■ **Data segment**
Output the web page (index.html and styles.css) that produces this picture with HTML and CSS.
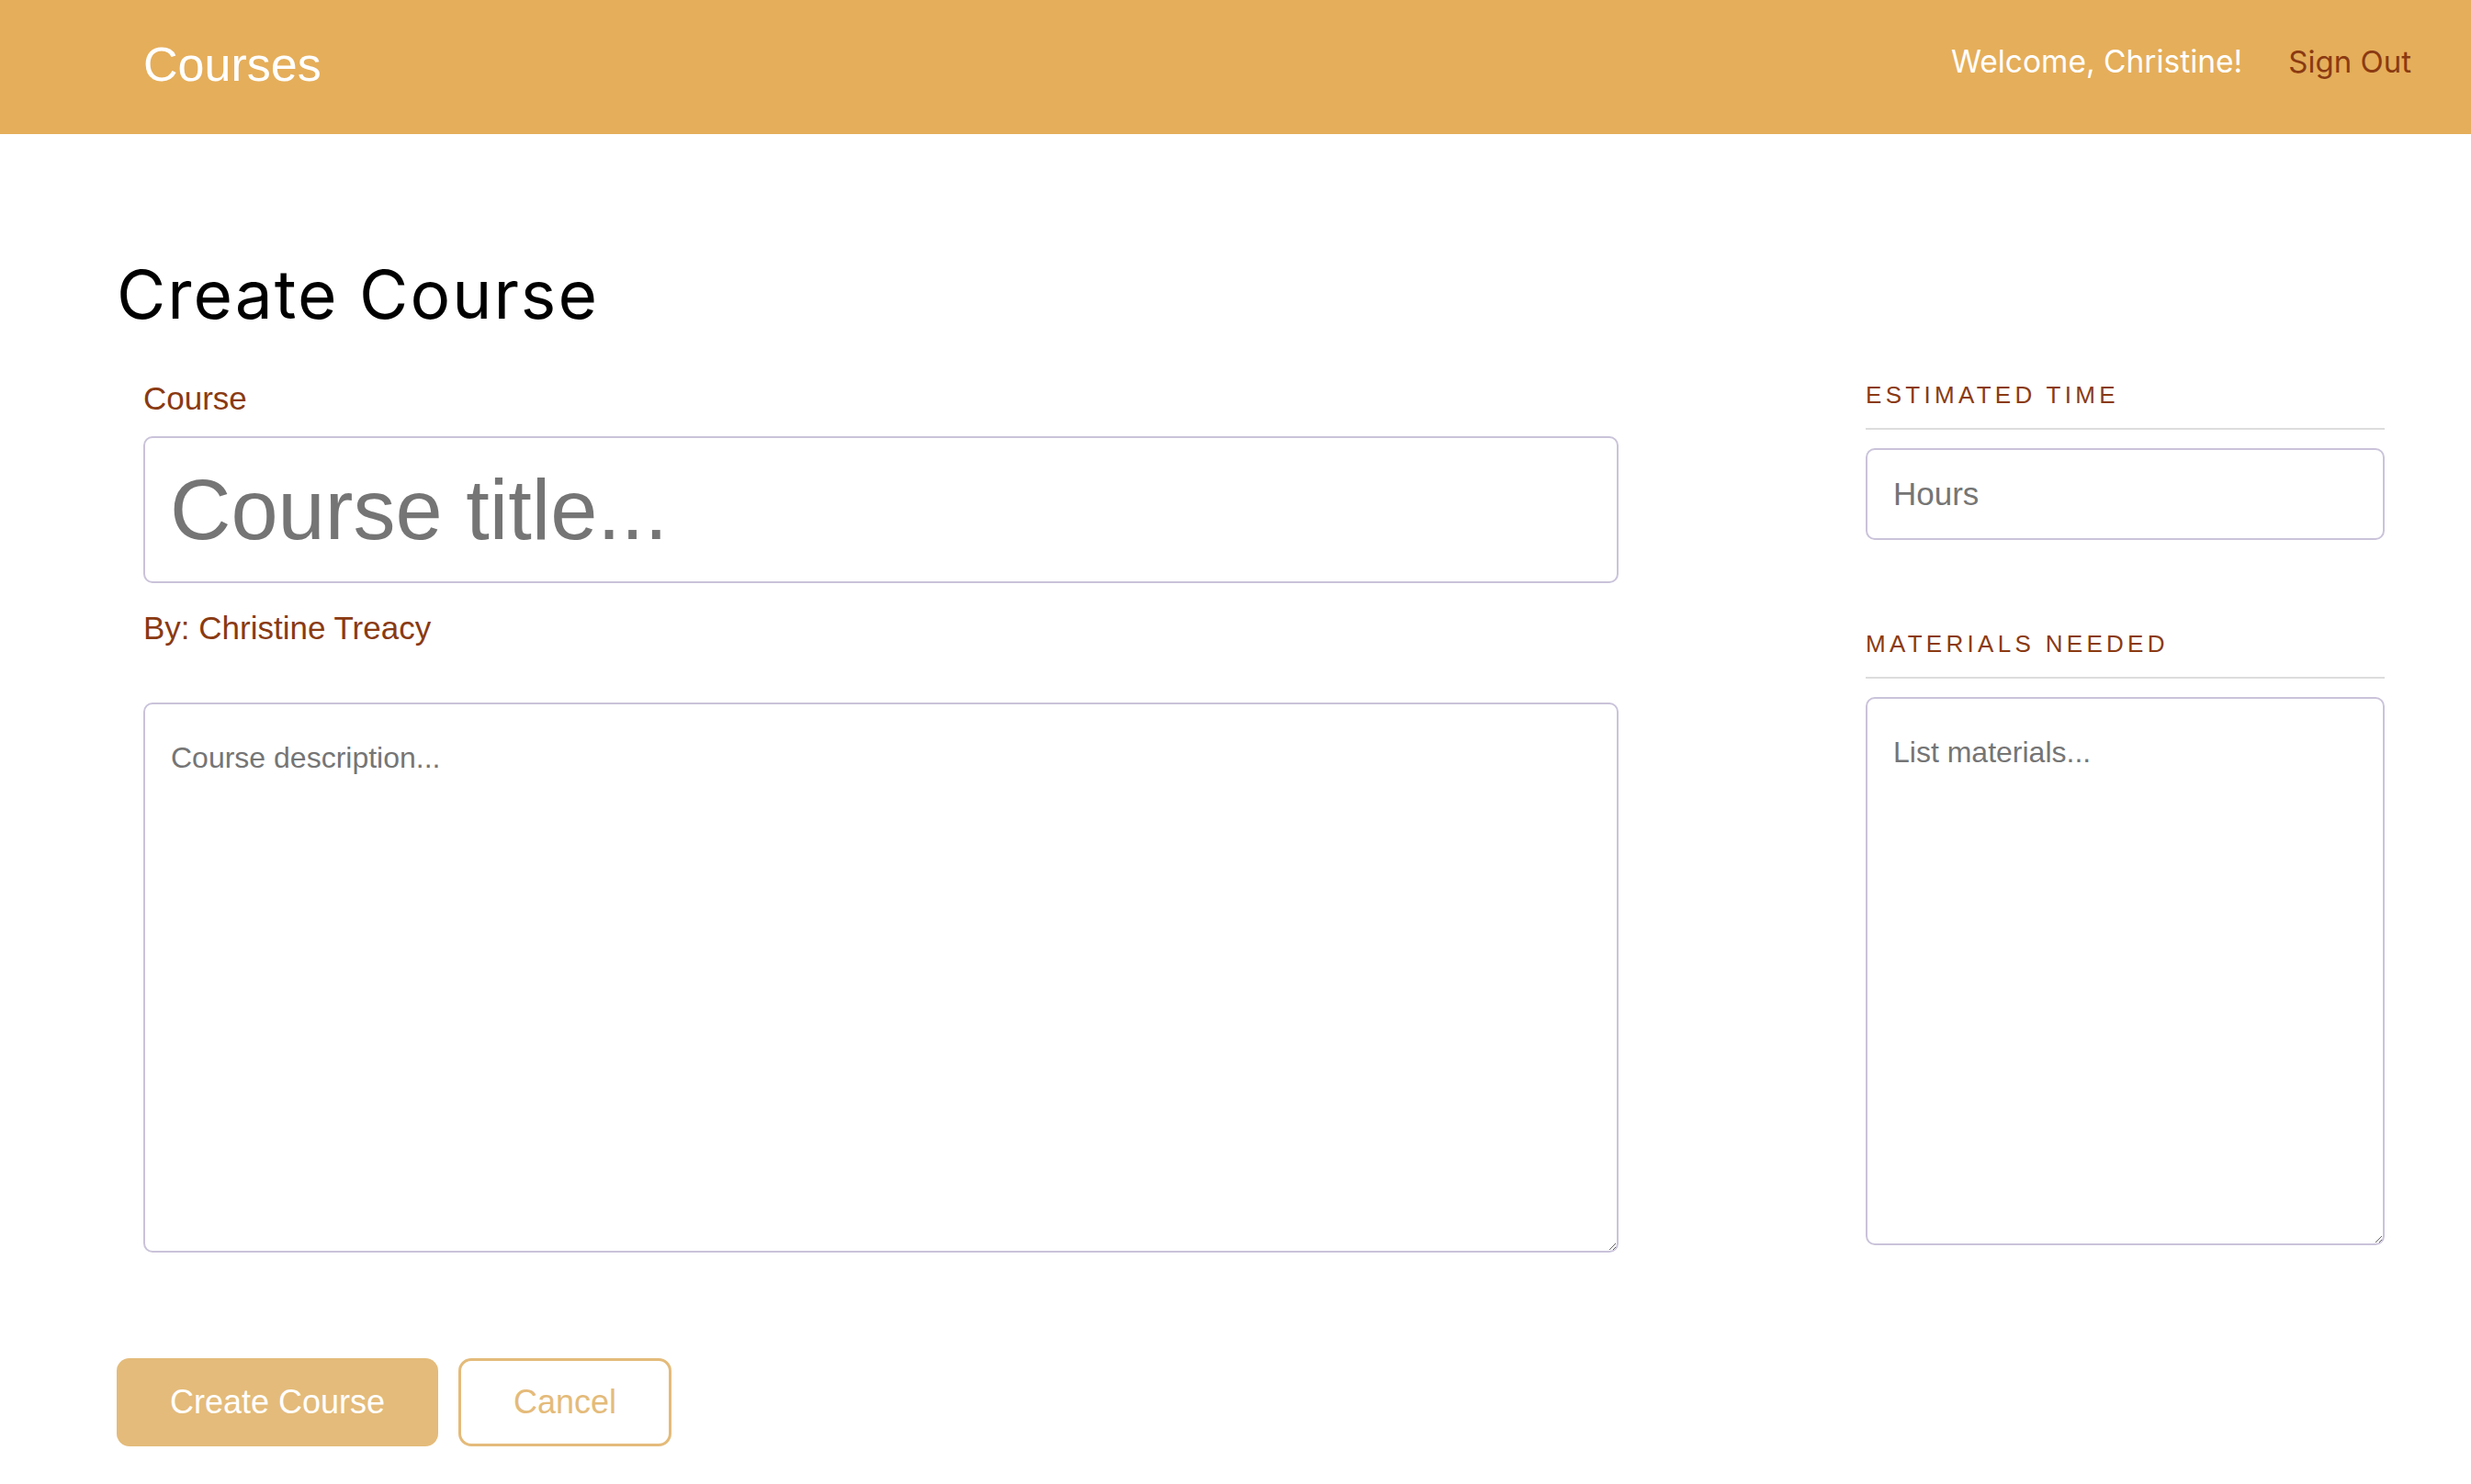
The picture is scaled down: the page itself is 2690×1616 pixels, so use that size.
FILE: index.html
```html
<!DOCTYPE html>
<html lang="en">
<head>
<meta charset="utf-8">
<title>Courses - Create Course</title>
<link rel="stylesheet" href="styles.css">
</head>
<body>
<header class="header">
  <div class="brand">Courses</div>
  <nav class="nav">
    <span class="welcome">Welcome, Christine!</span>
    <a class="signout" href="#">Sign Out</a>
  </nav>
</header>
<main class="page">
  <h1 class="title">Create Course</h1>
  <form class="form">
    <div class="columns">
      <div class="col-main">
        <label class="label">Course</label>
        <input class="input-title" type="text" placeholder="Course title...">
        <p class="byline">By: Christine Treacy</p>
        <textarea class="text-desc" placeholder="Course description..."></textarea>
      </div>
      <div class="col-side">
        <h4 class="side-label">Estimated Time</h4>
        <input class="input-hours" type="text" placeholder="Hours">
        <h4 class="side-label side-label-2">Materials Needed</h4>
        <textarea class="text-materials" placeholder="List materials..."></textarea>
      </div>
    </div>
    <div class="actions">
      <button class="btn btn-primary" type="button">Create Course</button>
      <button class="btn btn-secondary" type="button">Cancel</button>
    </div>
  </form>
</main>
</body>
</html>
```

FILE: styles.css
```css
* { box-sizing: border-box; }

html, body {
  margin: 0;
  padding: 0;
  background: #ffffff;
}

body {
  font-family: "Liberation Sans", Arial, sans-serif;
  color: #000;
}

.header {
  height: 146px;
  background: #E5AE5A;
  display: flex;
  align-items: center;
  justify-content: space-between;
  padding: 0 65px 6px 156px;
}

.brand {
  color: #fff;
  font-family: "Liberation Sans", Arial, sans-serif;
  font-size: 52px;
  line-height: 60px;
}

.nav {
  display: flex;
  align-items: center;
  gap: 50px;
  padding-bottom: 7px;
}

.welcome {
  color: #fff;
  font-family: "Inter", sans-serif;
  font-size: 33.5px;
  line-height: 40px;
}

.signout {
  color: #8A3A12;
  font-family: "Inter", sans-serif;
  font-size: 33px;
  line-height: 40px;
  text-decoration: none;
}

.page {
  padding: 131px 94px 0 127px;
}

.title {
  margin: 0;
  font-family: "Inter", sans-serif;
  font-weight: 400;
  font-size: 73px;
  letter-spacing: 2px;
  line-height: 88px;
  color: #000;
}

.form { margin: 0; }

.columns {
  display: flex;
  justify-content: space-between;
  align-items: flex-start;
}

.col-main {
  margin-left: 29px;
  width: 1606px;
  display: flex;
  flex-direction: column;
}

.label {
  display: block;
  margin-top: 49px;
  font-size: 35px;
  line-height: 40px;
  color: #8A3A12;
}

.input-title,
.input-hours,
.text-desc,
.text-materials {
  display: block;
  width: 100%;
  border: 2px solid #CAC3DA;
  border-radius: 10px;
  background: #fff;
  font-family: "Liberation Sans", Arial, sans-serif;
  color: #333;
  outline: none;
  margin: 0;
}

.input-title {
  margin-top: 21px;
  height: 160px;
  padding: 0 27px;
  font-size: 92px;
}

.byline {
  margin: 29px 0 0;
  font-size: 35px;
  line-height: 40px;
  color: #8A3A12;
}

.text-desc {
  margin-top: 61px;
  height: 599px;
  padding: 38px 28px;
  font-size: 32px;
  line-height: 40px;
  resize: vertical;
}

::placeholder {
  color: #757575;
  opacity: 1;
}

.col-side {
  width: 565px;
}

.side-label {
  margin: 49px 0 0;
  padding-bottom: 20px;
  border-bottom: 2px solid #DDDDDD;
  font-size: 26px;
  line-height: 32px;
  font-weight: 400;
  letter-spacing: 4.3px;
  text-transform: uppercase;
  color: #8A3A12;
}

.side-label-2 {
  margin-top: 97px;
}

.input-hours {
  margin-top: 20px;
  height: 100px;
  padding: 0 28px;
  font-size: 35px;
}

.text-materials {
  margin-top: 20px;
  height: 597px;
  padding: 38px 28px;
  font-size: 32px;
  line-height: 40px;
  resize: vertical;
}

.actions {
  display: flex;
  gap: 22px;
  margin-top: 115px;
}

.btn {
  height: 96px;
  border-radius: 14px;
  font-family: "Liberation Sans", Arial, sans-serif;
  font-size: 36px;
  cursor: pointer;
}

.btn-primary {
  width: 350px;
  background: #E4BB7A;
  border: 0;
  color: #fff;
}

.btn-secondary {
  width: 232px;
  background: #fff;
  border: 3px solid #E4BB7A;
  color: #E4BB7A;
}
```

■ **Your objective**
Nothing but a number is needed here: how many lines hold the string "that"?

■ **Complete response**
2